Vogue Beauty Director Sarah Brown called mousse a “pillar of the 1980s,” the era of bigger-is-better volume and crunchy, defined curls. Then came the ‘90s, when sky-high gave way to smooth, and mousse was on the outs. The fall 2013 runways, however, heralded its return—stylists used mousse backstage on both damp and dry hair to provide texture, add hold, and, of course, create fullness and volume. Formerly dehydrating and flaky, mousse now comes in moisture-packed formulas that leave hair soft and glossy; in fact, many contain popular skincare ingredients. Case in point: Oscar Blandi’s Hair Lift, which hydrates with hyaluronic acid and protects against heat damage.


Alcohol is the culprit behind more than a few bad reps (see: various celebs). And toner is no exception: Thanks to drying alcohol, the toners of yesteryear stripped skin of all moisture—and did little else. Today’s alcohol-free versions, on the other hand, function as serious multitaskers, exfoliating, combating the signs of aging, and reducing redness—so it’s no surprise that dermatologists view toner as a beneficial second step in the cleansing process. How to choose? Those with oily and/or acne-prone skin should check out Origins Zero Oil Pore Purifying Toner, which helps zap grease and breakouts.
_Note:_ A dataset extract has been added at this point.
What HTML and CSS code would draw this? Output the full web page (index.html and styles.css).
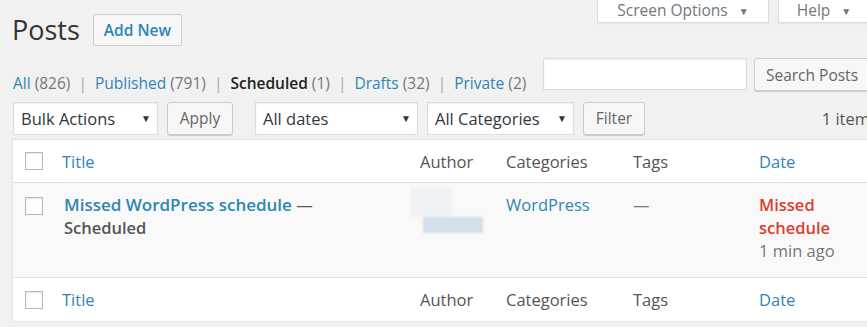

For dry skin, DDF Aloe Toning Complex hydrates and eliminates flaky patches, while Elizabeth Arden’s Visible Difference Skin Balancing Toner is ideal for combination skin, with moisturizing, soothing, and pore-refining benefits.

Finishing Powder

Over the years, the old-school elegance of a powder compact gave way to a host of beauty blunders. Most notably, powder can add unwanted texture to skin, creating a cakey, unnatural look. It also tends to emphasize fine lines, wrinkles, and pores, while versions with mica and shimmer can make skin appear unrealistically sparkly in photos. These days, though, makeup artists are singing the praises of a newer crop of loose, colorless powders. Finer-grained than the formulas of yore, they minimize light-reflection faux-pas and work on a multitude of skin tones. Two of our favorite colorless options: Alison Raffaele’s Transparent Finish and Dermablend’s Loose Setting Powder, both of which help keep makeup in place and mattify without adding weight or texture.